На календаре зима, за окошком - хмурая осень, в душе весна. А все потому, что любовь!!!
Подбирая материал для мероприятия ко Дню Святого Валентина, не смогла обойти вниманием ставшую уже классикой "Балладу о прокуренном вагоне". Все знают и любят это пронзительное стихотворение, и наверняка знакомы с историей его создания, и все-таки...
Автор "Баллады о прокуренном вагоне"Александр
Сергеевич Кочетков (1900- 1953). Человек, в жизни которого была настоящая Любовь, а иначе как могли появится такие стихи.
Вот что пишет о нем поэт и переводчик, современник Александра Сергеевича, Лев Озеров: "Он - ровесник нашего века. Окончив Лосиноостровскую гимназию в 1917 году, он поступил на филологический факультет МГУ. Писать Кочетков начал рано - с 14 лет.
За сочинениями Кочеткова возникает их творец - человек большой доброты и честности. Он обладал даром сострадания к чужой беде. Постоянно опекал старух и кошек. "Чудак этакий!" - скажут иные. Но он был художником во всем. Деньги у него не водились, а если и появлялись, то немедленно перекочевывали под подушки больных, в пустые кошельки нуждающихся.

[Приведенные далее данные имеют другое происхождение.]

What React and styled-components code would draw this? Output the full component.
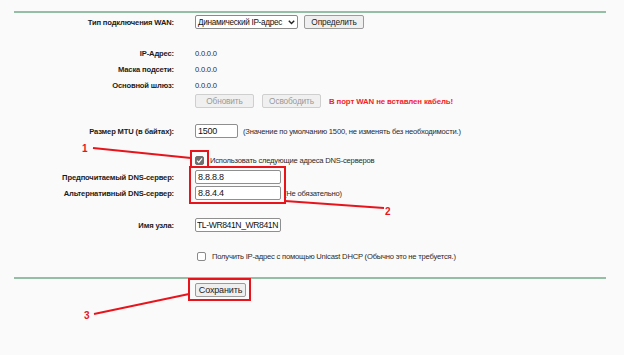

Он был беспомощен в отношении устройства судьбы своих сочинений. Стеснялся относить их в редакцию. А если и относил, то стеснялся приходить за ответом. Боялся грубости и бестактности.
У него были длинные, зачесанные назад волосы. Он был легок в движениях; сами движения эти выдавали характер человека, действия которого направлялись внутренней пластикой. У него была походка, какую сейчас редко встретишь: мелодична, предупредительна, в ней чувствовалось что-то очень давнее. У него была трость, и носил он ее галантно, по-светски, чувствовался прошлый век, да и сама трость, казалось, была давняя, времен Грибоедова.
Он был приветлив и дружелюбен. Даже в состоянии недуга, недосыпа, нужды, даже в пору законной обиды на невнимание редакций и издательств Александр Сергеевич делал все для того, чтобы его собеседнику или спутнику это состояние не передавалось, чтобы ему было легко."
История появления
"Баллады" прекрасно описана в записках любимой жены поэта Нины Григорьевны Прозрителевой:
"Лето 1932 года мы проводили в Ставрополе у моего отца. Осенью Александр
Сергеевич уезжал раньше, я должна была приехать в Москву позднее. Билет был уже
куплен - Ставропольская ветка до станции Кавказской, там на прямой поезд
Сочи-Москва. Расставаться было трудно, и мы оттягивали как могли. Накануне отъезда решили продать билет и хоть на три дня отсрочить отъезд. Эти же дни -
подарок судьбы - переживать как сплошной праздник.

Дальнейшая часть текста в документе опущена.